[HN Gopher] "Attention", "Transformers", in Neural Network "Larg...
       ___________________________________________________________________
        
       "Attention", "Transformers", in Neural Network "Large Language
       Models"
        
       Author : macleginn
       Score  : 21 points
       Date   : 2023-12-24 21:10 UTC (1 hours ago)
        
 (HTM) web link (bactra.org)
 (TXT) w3m dump (bactra.org)
        
       | low_tech_love wrote:
       | Really interesting, I like the kind of "stream of consciousness"
       | approach to the content, it's refreshing.
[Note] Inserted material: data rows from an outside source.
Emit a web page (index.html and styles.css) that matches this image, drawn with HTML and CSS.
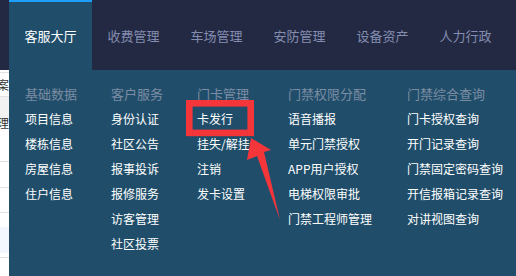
FILE: index.html
```html
<!DOCTYPE html>
<html lang="zh-CN">

  <head>
    <meta charset="UTF-8">
    <meta name="viewport" content="width=device-width, initial-scale=1.0">
    <title>客服大厅</title>
    <link rel="stylesheet" href="styles.css">
  </head>

  <body>
    <div class="topbar">
      <div class="tab active">客服大厅</div>
      <div class="tab">收费管理</div>
      <div class="tab">车场管理</div>
      <div class="tab">安防管理</div>
      <div class="tab">设备资产</div>
      <div class="tab">人力行政</div>
    </div>

    <!-- page behind the dropdown, only a sliver shows on the left -->
    <div class="page">
      <div class="row row-top"></div>
      <div class="row row-a"><span class="cut">案</span></div>
      <div class="row row-b"><span class="cut cut-low">理</span></div>
      <div class="row row-c"></div>
      <div class="row row-d"></div>
      <div class="row row-e"></div>
      <div class="row row-f"><div class="band"></div></div>
    </div>

    <div class="dropdown">
      <div class="col">
        <div class="col-title">基础数据</div>
        <div class="item">项目信息</div>
        <div class="item">楼栋信息</div>
        <div class="item">房屋信息</div>
        <div class="item">住户信息</div>
      </div>
      <div class="col">
        <div class="col-title">客户服务</div>
        <div class="item">身份认证</div>
        <div class="item">社区公告</div>
        <div class="item">报事投诉</div>
        <div class="item">报修服务</div>
        <div class="item">访客管理</div>
        <div class="item">社区投票</div>
      </div>
      <div class="col">
        <div class="col-title">门卡管理</div>
        <div class="item">卡发行</div>
        <div class="item">挂失/解挂</div>
        <div class="item">注销</div>
        <div class="item">发卡设置</div>
      </div>
      <div class="col">
        <div class="col-title">门禁权限分配</div>
        <div class="item">语音播报</div>
        <div class="item">单元门禁授权</div>
        <div class="item">APP用户授权</div>
        <div class="item">电梯权限审批</div>
        <div class="item">门禁工程师管理</div>
      </div>
      <div class="col">
        <div class="col-title">门禁综合查询</div>
        <div class="item">门卡授权查询</div>
        <div class="item">开门记录查询</div>
        <div class="item">门禁固定密码查询</div>
        <div class="item">开信报箱记录查询</div>
        <div class="item">对讲视图查询</div>
      </div>
    </div>

    <!-- red annotation: box around 卡发行 and arrow -->
    <svg class="annotation" width="516" height="276" viewBox="0 0 516 276">
      <rect x="189.3" y="103.3" width="61.4" height="29.6" fill="none" stroke="#f4363b" stroke-width="6.6" />
      <polygon points="251,138 271,150 264,152 280,220 257,156 247,160" fill="#f4363b" />
    </svg>
  </body>

</html>
```

FILE: styles.css
```css
body {
  margin: 0;
  width: 516px;
  height: 276px;
  overflow: hidden;
  position: relative;
  background-color: #fff;
  font-family: "Microsoft YaHei", "Noto Sans CJK SC", sans-serif;
}

.topbar {
  display: flex;
  height: 70px;
  padding-left: 9px;
  background-color: #232942;
}

.tab {
  width: 83px;
  height: 68px;
  line-height: 68px;
  border-top: 2px solid transparent;
  text-align: center;
  font-size: 13px;
  color: #838db1;
}

.tab.active {
  background-color: #204e6a;
  border-top-color: #1e9fff;
  color: #fff;
}

.page {
  font-size: 12px;
  color: #333;
}

.row {
  border-bottom: 1px solid #e2e2e2;
  overflow: hidden;
}

.row-top {
  height: 2px;
}

.row-a {
  height: 23px;
  line-height: 23px;
}

.row-b {
  height: 24px;
  background-color: #f2f2f2;
  overflow: visible;
}

.row-c {
  height: 39px;
}

.row-d {
  height: 25px;
}

.row-e {
  height: 24px;
}

.row-f {
  height: 45px;
  padding-top: 14px;
  box-sizing: border-box;
}

.band {
  height: 26px;
  background-color: #f3f8fe;
}

.cut {
  display: block;
  margin-left: -3px;
}

.cut-low {
  line-height: 20px;
  padding-top: 16px;
}

.dropdown {
  position: absolute;
  top: 70px;
  left: 9px;
  right: 0;
  bottom: 0;
  padding: 11px 0 0 16px;
  background-color: #204e6a;
  display: grid;
  grid-template-columns: 86px 86px 91px 119px auto;
  align-items: start;
}

.col-title {
  line-height: 25px;
  font-size: 13px;
  color: #7c8ca3;
}

.item {
  line-height: 25px;
  font-size: 12px;
  color: #fff;
  white-space: nowrap;
}

.annotation {
  position: absolute;
  top: 0;
  left: 0;
  pointer-events: none;
}
```
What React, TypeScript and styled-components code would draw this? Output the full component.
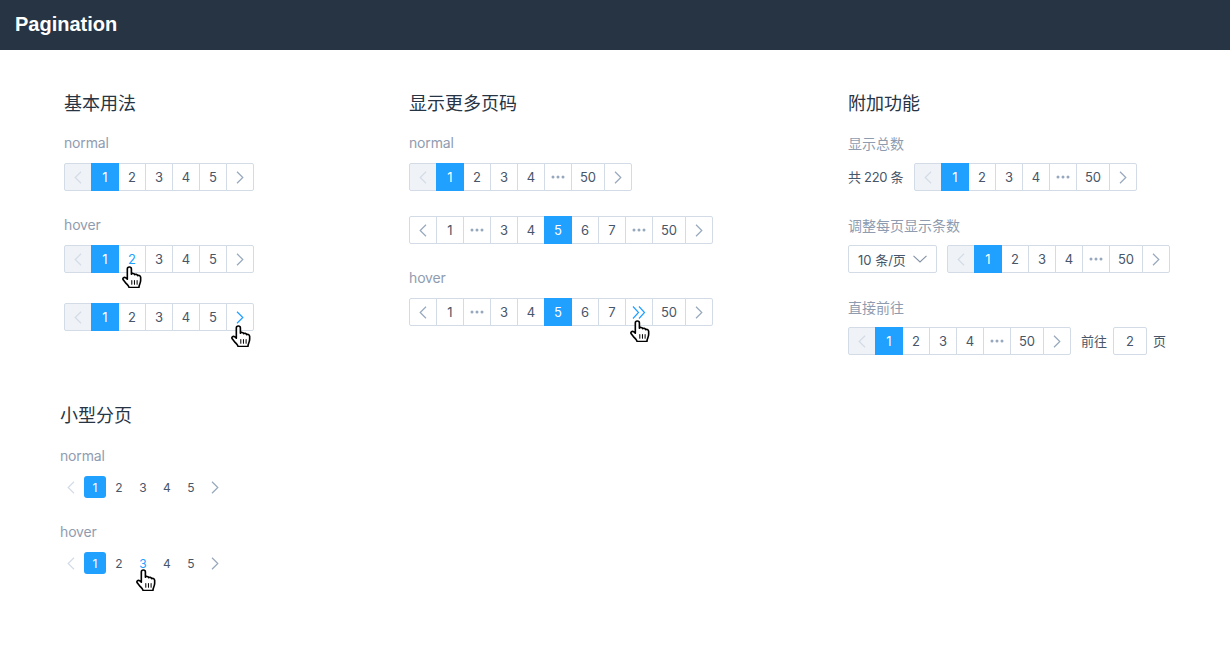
import React from "react";
import styled, { createGlobalStyle } from "styled-components";

const Global = createGlobalStyle`
  html, body { margin: 0; padding: 0; background: #fff; }
  body { font-family: Inter, "Noto Sans CJK SC", sans-serif; color: #475669; }
`;

const Page = styled.div`
  min-height: 100vh;
`;
const Header = styled.header`
  box-sizing: border-box;
  height: 50px;
  background: #273444;
  display: flex;
  align-items: center;
  padding: 0 0 3px 15px;
  color: #fff;
  font: bold 20px/24px "Liberation Sans", Arial, sans-serif;
`;
const Main = styled.main`
  padding-top: 40px;
`;
const TopRow = styled.div`
  display: flex;
  padding-left: 64px;
`;
const Column = styled.section<{ $w: number }>`
  width: ${(p) => p.$w}px;
  flex: none;
`;
const SmallSection = styled.section`
  margin-top: 47px;
  padding-left: 60px;
`;
const Title = styled.h2<{ $gap?: number }>`
  margin: 0 0 ${(p) => (p.$gap ?? 17) - 1}px;
  padding-top: 1px;
  font-size: 18px;
  font-weight: 400;
  line-height: 26px;
  color: #273444;
`;
const Label = styled.div<{ $top?: number; $cjk?: boolean }>`
  margin-top: ${(p) => p.$top ?? 0}px;
  margin-bottom: ${(p) => (p.$cjk ? 9 : 10)}px;
  padding-top: ${(p) => (p.$cjk ? 1 : 0)}px;
  font-size: 14px;
  line-height: 20px;
  letter-spacing: ${(p) => (p.$cjk ? 0 : -0.15)}px;
  color: #8f9cb0;
`;
const Line = styled.div<{ $top?: number; $gap?: number }>`
  display: flex;
  align-items: center;
  height: 28px;
  margin-top: ${(p) => p.$top ?? 0}px;
  gap: ${(p) => p.$gap ?? 10}px;
`;
const Pager = styled.div`
  display: flex;
  height: 28px;
  padding-left: 1px;
`;
const Cell = styled.div<{ $active?: boolean; $disabled?: boolean; $hover?: boolean; $wide?: boolean }>`
  position: relative;
  box-sizing: border-box;
  width: ${(p) => (p.$wide ? 34 : 28)}px;
  height: 28px;
  margin-left: -1px;
  display: flex;
  align-items: center;
  justify-content: center;
  font-size: 13px;
  border: 1px solid ${(p) => (p.$active ? "#20a0ff" : "#d3dce6")};
  background: ${(p) => (p.$active ? "#20a0ff" : p.$disabled ? "#eff2f7" : "#fff")};
  color: ${(p) => (p.$active ? "#fff" : p.$hover ? "#20a0ff" : "#475669")};
  z-index: ${(p) => (p.$active ? 1 : 0)};
  &:first-child { border-radius: 2px 0 0 2px; }
  &:last-child { border-radius: 0 2px 2px 0; }
`;
const SmallPager = styled.div`
  display: flex;
  gap: 2px;
  height: 22px;
`;
const SmallCell = styled.div<{ $active?: boolean; $hover?: boolean }>`
  position: relative;
  width: 22px;
  height: 22px;
  display: flex;
  align-items: center;
  justify-content: center;
  font-size: 12px;
  border-radius: 3px;
  background: ${(p) => (p.$active ? "#20a0ff" : "transparent")};
  color: ${(p) => (p.$active ? "#fff" : p.$hover ? "#20a0ff" : "#475669")};
`;
const Note = styled.span`
  font-size: 13px;
  line-height: 28px;
  color: #475669;
  white-space: nowrap;
`;
const Total = styled(Note)`
  width: 56px;
  flex: none;
  letter-spacing: -0.3px;
`;
const Select = styled.div`
  box-sizing: border-box;
  width: 89px;
  height: 28px;
  flex: none;
  display: flex;
  align-items: center;
  justify-content: space-between;
  padding: 0 9px;
  border: 1px solid #d3dce6;
  border-radius: 2px;
  font-size: 13px;
  white-space: nowrap;
`;
const JumpInput = styled.div`
  box-sizing: border-box;
  width: 34px;
  height: 28px;
  margin: 0 6px;
  display: flex;
  align-items: center;
  justify-content: center;
  border: 1px solid #d3dce6;
  border-radius: 2px;
  font-size: 13px;
`;
const Jump = styled.div`
  display: flex;
  align-items: center;
`;
const HandWrap = styled.span<{ $l: number; $t: number }>`
  position: absolute;
  left: ${(p) => p.$l}px;
  top: ${(p) => p.$t}px;
  width: 21px;
  height: 22px;
  z-index: 3;
`;

const Chevron = ({ dir, color }: { dir: "l" | "r"; color: string }) => (
  <svg width="8" height="13" viewBox="0 0 8 13" fill="none" stroke={color} strokeWidth="1.2">
    <path d={dir === "l" ? "M7 .8 1.2 6.5 7 12.2" : "M1 .8l5.8 5.7L1 12.2"} />
  </svg>
);
const DoubleChevron = () => (
  <svg width="14" height="13" viewBox="0 0 14 13" fill="none" stroke="#20a0ff" strokeWidth="1.2">
    <path d="M1 .5l5.5 6-5.5 6M7 .5l5.5 6-5.5 6" />
  </svg>
);
const Dots = () => (
  <svg width="14" height="4" viewBox="0 0 14 4" fill="#97a8be">
    <circle cx="2" cy="2" r="1.5" />
    <circle cx="7" cy="2" r="1.5" />
    <circle cx="12" cy="2" r="1.5" />
  </svg>
);
const Caret = () => (
  <svg width="14" height="8" viewBox="0 0 14 8" fill="none" stroke="#8492a6" strokeWidth="1.1">
    <path d="M.5.8 7 7 13.5.8" />
  </svg>
);
const Hand = ({ l, t }: { l: number; t: number }) => (
  <HandWrap $l={l} $t={t}>
    <svg width="21" height="22" viewBox="0.3 0 19.6 21.6" fill="#fff" stroke="#000" strokeWidth="1.6" strokeLinejoin="round" strokeLinecap="round">
      <path d="M6 13V3a2 2 0 0 1 4 0v5c.4-1 3-1 3.2.6.5-.8 2.7-.6 3 .9.6-.5 2.7-.2 2.9 1.6v3c0 2-.8 3.5-1.4 5l-.3 2H7.8c-.4-1.6-1.6-2.6-3-4L2 13.6c-1.3-1.5.8-3.2 2.3-2.1z" />
      <path d="M10.4 14.2v3.6M13 14.2v3.6M15.6 14.2v3.6" strokeWidth="1" fill="none" />
    </svg>
  </HandWrap>
);

type Item = number | "dots" | "more";
const short: Item[] = [1, 2, 3, 4, "dots", 50];
const five: Item[] = [1, 2, 3, 4, 5];
const mid: Item[] = [1, "dots", 3, 4, 5, 6, 7, "dots", 50];
const midHover: Item[] = [1, "dots", 3, 4, 5, 6, 7, "more", 50];

type PagerProps = {
  items: Item[];
  active?: number;
  hoverPage?: number;
  hoverNext?: boolean;
  hand?: [number, number];
};
const Pagination = ({ items, active = 1, hoverPage, hoverNext, hand }: PagerProps) => {
  const first = active === 1;
  return (
    <Pager>
      <Cell $disabled={first}>
        <Chevron dir="l" color={first ? "#d3dce6" : "#97a8be"} />
      </Cell>
      {items.map((it, i) => (
        <Cell key={i} $active={it === active} $hover={it === hoverPage} $wide={it === 50}>
          {it === "dots" ? <Dots /> : it === "more" ? <DoubleChevron /> : it}
          {hand && (it === hoverPage || it === "more") && <Hand l={hand[0]} t={hand[1]} />}
        </Cell>
      ))}
      <Cell>
        <Chevron dir="r" color={hoverNext ? "#20a0ff" : "#97a8be"} />
        {hoverNext && hand && <Hand l={hand[0]} t={hand[1]} />}
      </Cell>
    </Pager>
  );
};

const Small = ({ hoverPage }: { hoverPage?: number }) => (
  <SmallPager>
    <SmallCell>
      <Chevron dir="l" color="#d3dce6" />
    </SmallCell>
    {five.map((n) => (
      <SmallCell key={String(n)} $active={n === 1} $hover={n === hoverPage}>
        {n}
        {n === hoverPage && <Hand l={3} t={17} />}
      </SmallCell>
    ))}
    <SmallCell>
      <Chevron dir="r" color="#97a8be" />
    </SmallCell>
  </SmallPager>
);

export default function App() {
  return (
    <Page>
      <Global />
      <Header>Pagination</Header>
      <Main>
        <TopRow>
          <Column $w={345}>
            <Title>基本用法</Title>
            <Label>normal</Label>
            <Line><Pagination items={five} /></Line>
            <Label $top={24}>hover</Label>
            <Line><Pagination items={five} hoverPage={2} hand={[2, 20]} /></Line>
            <Line $top={30}><Pagination items={five} hoverNext hand={[3, 21]} /></Line>
          </Column>
          <Column $w={439}>
            <Title>显示更多页码</Title>
            <Label>normal</Label>
            <Line><Pagination items={short} /></Line>
            <Line $top={25}><Pagination items={mid} active={5} /></Line>
            <Label $top={24}>hover</Label>
            <Line><Pagination items={midHover} active={5} hand={[3, 21]} /></Line>
          </Column>
          <Column $w={340}>
            <Title>附加功能</Title>
            <Label $cjk>显示总数</Label>
            <Line><Total>共 220 条</Total><Pagination items={short} /></Line>
            <Label $cjk $top={24}>调整每页显示条数</Label>
            <Line>
              <Select>10 条/页<Caret /></Select>
              <Pagination items={short} />
            </Line>
            <Label $cjk $top={24}>直接前往</Label>
            <Line>
              <Pagination items={short} />
              <Jump><Note>前往</Note><JumpInput>2</JumpInput><Note>页</Note></Jump>
            </Line>
          </Column>
        </TopRow>
        <SmallSection>
          <Title $gap={18}>小型分页</Title>
          <Label>normal</Label>
          <Small />
          <Label $top={24}>hover</Label>
          <Small hoverPage={3} />
        </SmallSection>
      </Main>
    </Page>
  );
}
What's also interesting
       | is the fact that the author felt the need to apologize and
       | preface it with some forced deference due to some kind of
       | internet bashing he certainly received. I hope this doesn't
       | discourage him to keep publishing his notes (although I think it
       | will). Why are we getting so human-phobic?
        
         | defrost wrote:
         | It's an understanderable deference when stumbling through a
         | huge new field and its freshly minted jargon when tidying up
         | and tying the new jargon to long standing terms in older
         | fields.
         | 
         | "As near as I can tell when the new guard says X they're pretty
         | much talking about what we called Y"
         | 
         | Does 'attention' in the AI bleeding edge really correspond to
         | kernal smoothing | mapping attenuation | damping ?
         | 
         | This is (one of) the elephants in a darkened room that Cosma is
         | groping around and showing his thoughts as he goes.
         | 
         | > I hope this doesn't discourage him to keep publishing his
         | notes
         | 
         | Doubtful, aside from the inevitable attenuation with age, he's
         | been airing his thoughts for at least two decades, eg: his
         | wonderful little:
         | 
         |  _A Rare Blend of Monster Raving Egomania and Utter Batshit
         | Insanity_ (2002)
         | 
         | http://bactra.org/reviews/wolfram/
        
         | panarchy wrote:
         | It is nice and it's interesting how if you go read stuff like
         | Einstein's general relativity paper you (or at least I did)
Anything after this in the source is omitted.